Lee Fleming and Matt Marx, a professor and doctoral student, respectively, at Harvard Business School, have found that the absence of non-compete agreements does indeed foster more mobility among employees, which is what is believed to have led to the collaborative spirit of Silicon Valley. “Many people see Silicon Valley as successful because it’s a very free labor market,” says Marx. “Whereas for a single company, it might be to their advantage for people not to leave, it might be to the benefit of the economy in general for people not to be trapped.”

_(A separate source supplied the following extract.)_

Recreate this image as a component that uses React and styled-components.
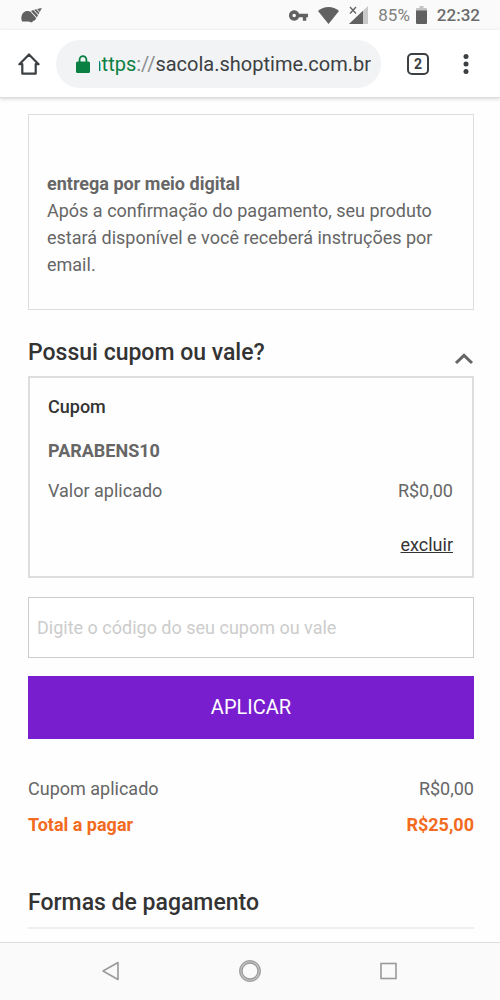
import { useState } from "react"
import styled, { createGlobalStyle } from "styled-components"

export default function App() {
    const [open, setOpen] = useState(true)

    return (
        <>
            <GlobalStyle />
            <StyledScreen>
                <StatusBar />
                <BrowserBar />
                <StyledMain>
                    <StyledDelivery>
                        <strong>entrega por meio digital</strong>
                        <p>Após a confirmação do pagamento, seu produto estará disponível e você receberá instruções por email.</p>
                    </StyledDelivery>

                    <StyledCouponHeader>
                        <h2>Possui cupom ou vale?</h2>
                        <StyledToggle type="button" aria-label="Cupom ou vale" aria-expanded={open} $open={open} onClick={() => setOpen(!open)}>
                            <svg width="20" height="16" viewBox="0 0 20 16">
                                <path d="M2 12L10 4.400L18 12" fill="none" stroke="#666666" strokeWidth="3" />
                            </svg>
                        </StyledToggle>
                    </StyledCouponHeader>
                    {open && <Coupon />}

                    <StyledForm onSubmit={(e) => e.preventDefault()}>
                        <input type="text" aria-label="Código do cupom ou vale" placeholder="Digite o código do seu cupom ou vale" />
                        <button type="submit">APLICAR</button>
                    </StyledForm>

                    <StyledTotals>
                        <StyledRow>
                            <span>Cupom aplicado</span>
                            <span>R$0,00</span>
                        </StyledRow>
                        <StyledRow $total>
                            <span>Total a pagar</span>
                            <span>R$25,00</span>
                        </StyledRow>
                    </StyledTotals>

                    <StyledPaymentTitle>Formas de pagamento</StyledPaymentTitle>
                </StyledMain>
                <NavigationBar />
            </StyledScreen>
        </>
    )
}

function StatusBar() {
    return (
        <StyledStatusBar>
            <svg width="21" height="15" viewBox="0 0 21 15" fill="#616161">
                <path d="M1 13.5C0 11 0 7.500 1.800 5.200C4 2.800 7 2.600 9.300 3.600L15.300 10.200C14.500 11.800 13.300 12.700 12 13L11 14.600L7.500 13.500Z" />
                <path d="M10 3L12.300 2.100L17 7.200L15.900 9.400Z" />
                <path d="M13.100 1.800L15.300 1.200L18.400 4.700L17.400 6.500Z" />
                <path d="M16.100 1L20.800 0L18.800 4Z" />
            </svg>
            <StyledIndicators>
                <svg width="19" height="11" viewBox="1 6 22 12" fill="#616161">
                    <path d="M12.650 10C11.830 7.670 9.610 6 7 6c-3.310 0-6 2.690-6 6s2.690 6 6 6c2.610 0 4.830-1.670 5.650-4H17v4h4v-4h2v-4H12.650zM7 14c-1.100 0-2-.9-2-2s.9-2 2-2 2 .9 2 2-.9 2-2 2z" />
                </svg>
                <svg width="21" height="17" viewBox="0 0 21 17" fill="#616161">
                    <path d="M0 4C6-1.200 15-1.200 21 4L10.500 17Z" />
                </svg>
                <svg width="19" height="18" viewBox="0 0 19 18">
                    <path d="M19 0V18H0Z" fill="#c9c9c9" />
                    <path d="M14 4.700V18H0Z" fill="#616161" />
                    <path d="M0 0H9V9H0Z" fill="#fafafa" />
                    <path d="M1 1L7 7.500M7 1L1 7.500" stroke="#616161" strokeWidth="1.300" />
                </svg>
                <StyledBattery>
                    <span>85%</span>
                    <svg width="11" height="18" viewBox="0 0 11 18">
                        <path d="M3.500 0H7.500V2H10Q11 2 11 3V5H0V3Q0 2 1 2H3.500Z" fill="#c4c4c4" />
                        <path d="M0 4.500H11V17Q11 18 10 18H1Q0 18 0 17Z" fill="#616161" />
                    </svg>
                </StyledBattery>
                <StyledClock>22:32</StyledClock>
            </StyledIndicators>
        </StyledStatusBar>
    )
}

function BrowserBar() {
    return (
        <StyledBrowserBar>
            <StyledIconButton type="button" aria-label="Página inicial">
                <svg width="22" height="22" viewBox="0 0 22 22">
                    <path d="M11 1.400L1.400 11.200H4.300V20.700H17.700V11.200H20.600Z" fill="none" stroke="#3c4043" strokeWidth="2.200" strokeLinejoin="round" />
                </svg>
            </StyledIconButton>
            <StyledAddress type="button">
                <svg width="14" height="18" viewBox="0 0 14 18">
                    <path d="M3.600 8V4.600A3.400 3.400 0 0 1 10.400 4.600V8" fill="none" stroke="#0b8043" strokeWidth="1.800" />
                    <rect y="6.500" width="14" height="11.500" rx="1.500" fill="#0b8043" />
                </svg>
                <StyledUrl>
                    <span><b>https</b><i>://</i>sacola.shoptime.com.br</span>
                </StyledUrl>
            </StyledAddress>
            <StyledTabs>
                <StyledTabCount type="button" aria-label="Abas">2</StyledTabCount>
                <StyledIconButton type="button" aria-label="Menu">
                    <svg width="6" height="20" viewBox="0 0 6 20" fill="#3c4043">
                        <circle cx="3" cy="2.600" r="2.500" />
                        <circle cx="3" cy="10" r="2.500" />
                        <circle cx="3" cy="17.400" r="2.500" />
                    </svg>
                </StyledIconButton>
            </StyledTabs>
        </StyledBrowserBar>
    )
}

function Coupon() {
    return (
        <StyledCoupon>
            <h3>Cupom</h3>
            <strong>PARABENS10</strong>
            <StyledRow>
                <span>Valor aplicado</span>
                <span>R$0,00</span>
            </StyledRow>
            <a href="#excluir">excluir</a>
        </StyledCoupon>
    )
}

function NavigationBar() {
    return (
        <StyledNavigation>
            <StyledIconButton type="button" aria-label="Voltar">
                <svg width="24" height="24" viewBox="0 0 24 24">
                    <path d="M19 3.500V20.500L4 12Z" fill="none" stroke="#9a9a9a" strokeWidth="1.600" strokeLinejoin="round" />
                </svg>
            </StyledIconButton>
            <StyledIconButton type="button" aria-label="Início">
                <svg width="24" height="24" viewBox="0 0 24 24" fill="none">
                    <circle cx="12" cy="12" r="9.500" stroke="#c4c4c4" strokeWidth="3" />
                    <circle cx="12" cy="12" r="10.300" stroke="#9a9a9a" strokeWidth="1" />
                    <circle cx="12" cy="12" r="8" stroke="#9a9a9a" strokeWidth="1.300" />
                </svg>
            </StyledIconButton>
            <StyledIconButton type="button" aria-label="Recentes">
                <svg width="24" height="24" viewBox="0 0 24 24">
                    <rect x="4" y="4.500" width="15" height="15" fill="none" stroke="#9a9a9a" strokeWidth="1.600" />
                </svg>
            </StyledIconButton>
        </StyledNavigation>
    )
}

const GlobalStyle = createGlobalStyle`
    * {
        box-sizing: border-box;
        margin: 0;
        padding: 0;
    }
    body {
        background-color: #FEFEFE;
        font-family: Roboto, "Liberation Sans", sans-serif;
        font-size: 18px;
        line-height: 27px;
        color: #666666;
    }
    button, input {
        font-family: inherit;
    }
    svg {
        display: block;
        flex-shrink: 0;
    }
    h2 {
        font-size: 23px;
        font-weight: 500;
        line-height: 28px;
        color: #333333;
    }
`

const StyledScreen = styled.div`
    display: flex;
    flex-direction: column;
    min-height: 100vh;
`

const StyledStatusBar = styled.div`
    height: 30px;
    padding: 0 20px 0 21px;
    background-color: #FAFAFA;
    display: flex;
    justify-content: space-between;
    align-items: center;
`

const StyledIndicators = styled.div`
    display: flex;
    align-items: center;
    gap: 10px;
`

const StyledBattery = styled.div`
    display: flex;
    align-items: center;
    gap: 6px;
    font-size: 17px;
    color: #808080;
`

const StyledClock = styled.span`
    font-size: 17px;
    font-weight: 500;
    color: #6B6B6B;
`

const StyledBrowserBar = styled.header`
    height: 68px;
    padding: 0 31px 0 18px;
    background-color: #FFFFFF;
    border-bottom: 1px solid #DDDDDD;
    box-shadow: 0 1px 4px rgba(0, 0, 0, 0.16);
    display: flex;
    align-items: center;
    gap: 16px;
`

const StyledIconButton = styled.button`
    border: none;
    background: none;
    cursor: pointer;
`

const StyledAddress = styled.button`
    flex: 1;
    min-width: 0;
    height: 48px;
    padding: 0 10px 0 20px;
    background-color: #F1F3F4;
    border: none;
    border-radius: 24px;
    display: flex;
    align-items: center;
    gap: 9px;
`

const StyledUrl = styled.span`
    flex: 1;
    min-width: 0;
    overflow: hidden;
    display: flex;
    justify-content: flex-end;
    font-size: 20px;
    line-height: 28px;
    white-space: nowrap;
    color: #3C4043;
    b {
        font-weight: 400;
        color: #0B8043;
    }
    i {
        font-style: normal;
        color: #8A8D90;
    }
`

const StyledTabs = styled.div`
    margin-left: 10px;
    display: flex;
    align-items: center;
    gap: 34px;
`

const StyledTabCount = styled.button`
    width: 22px;
    height: 22px;
    border: 2px solid #3C4043;
    border-radius: 5px;
    background: none;
    font-size: 14px;
    font-weight: 700;
    line-height: 18px;
    color: #3C4043;
`

const StyledMain = styled.main`
    flex: 1;
    padding: 16px 26px 13px 28px;
`

const StyledDelivery = styled.section`
    padding: 55px 18px 31px;
    border: 1px solid #DDDDDD;
`

const StyledCouponHeader = styled.div`
    margin-top: 29px;
    margin-bottom: 9px;
    display: flex;
    justify-content: space-between;
    align-items: flex-end;
`

const StyledToggle = styled(StyledIconButton)`
    svg {
        transform: ${({ $open }) => ($open ? "none" : "rotate(180deg)")};
    }
`

const StyledCoupon = styled.section`
    padding: 15px 19px 18px 18px;
    border: 2px solid #DDDDDD;
    display: flex;
    flex-direction: column;
    h3 {
        margin-bottom: 17px;
        font-size: 18px;
        font-weight: 500;
        color: #333333;
    }
    strong {
        margin-bottom: 13px;
    }
    a {
        align-self: flex-end;
        margin-top: 27px;
        color: #333333;
    }
`

const StyledRow = styled.div`
    display: flex;
    justify-content: space-between;
    font-weight: ${({ $total }) => ($total ? 700 : 400)};
    color: ${({ $total }) => ($total ? "#F26B21" : "inherit")};
`

const StyledForm = styled.form`
    margin-top: 19px;
    display: flex;
    flex-direction: column;
    gap: 18px;
    input {
        height: 61px;
        padding: 0 8px;
        background-color: #FFFFFF;
        border: 1px solid #CCCCCC;
        border-radius: 0;
        font-size: 18px;
        color: #333333;
    }
    input::placeholder {
        color: #CCCCCC;
    }
    button {
        height: 63px;
        padding-bottom: 2px;
        background-color: #781ECF;
        border: none;
        font-size: 20px;
        color: #FFFFFF;
    }
`

const StyledTotals = styled.section`
    margin-top: 36px;
    display: flex;
    flex-direction: column;
    gap: 9px;
`

const StyledPaymentTitle = styled.h2`
    margin-top: 51px;
    padding-bottom: 10px;
    border-bottom: 2px solid #EEEEEE;
`

const StyledNavigation = styled.nav`
    height: 59px;
    padding: 0 42px 2px;
    background-color: #FAFAFA;
    border-top: 1px solid #DDDDDD;
    display: flex;
    justify-content: space-around;
    align-items: center;
`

Still, any change to the state’s laws would need to come along with some serious publicity. Marx says many people in both states are unaware of the laws; Californians are sometimes asked to sign non-compete agreements since employers assume many workers don’t know the agreements are unenforceable. The experience of Caroline Huang and John, the software consultant, show the psychological effect of these agreements, so the right to work elsewhere doesn’t matter if people don’t know they have it. But with the right communications tools, a change in the law could lead to something else that’s especially good for the young and the laid-off in this state: a better balance of power in the relationship between employer and worker.

Matt Marx, the Harvard graduate student, formerly worked as a technology manager in both California and Massachusetts, and he says the difference between the two states was pronounced. “In Boston, I could pretty much count on people being around as my employees because our company had locked everyone up for two years with non-competes,” he says. “You didn’t have to worry about people leaving. In California, I knew I didn’t own any of these people. Someone once came to me and said, ‘You know, it’s been fun, but I think I want to go somewhere more stable than a start-up.’ And all I could say was, ‘What can I do to keep you?’”

“That led me to be a better manager,” he says.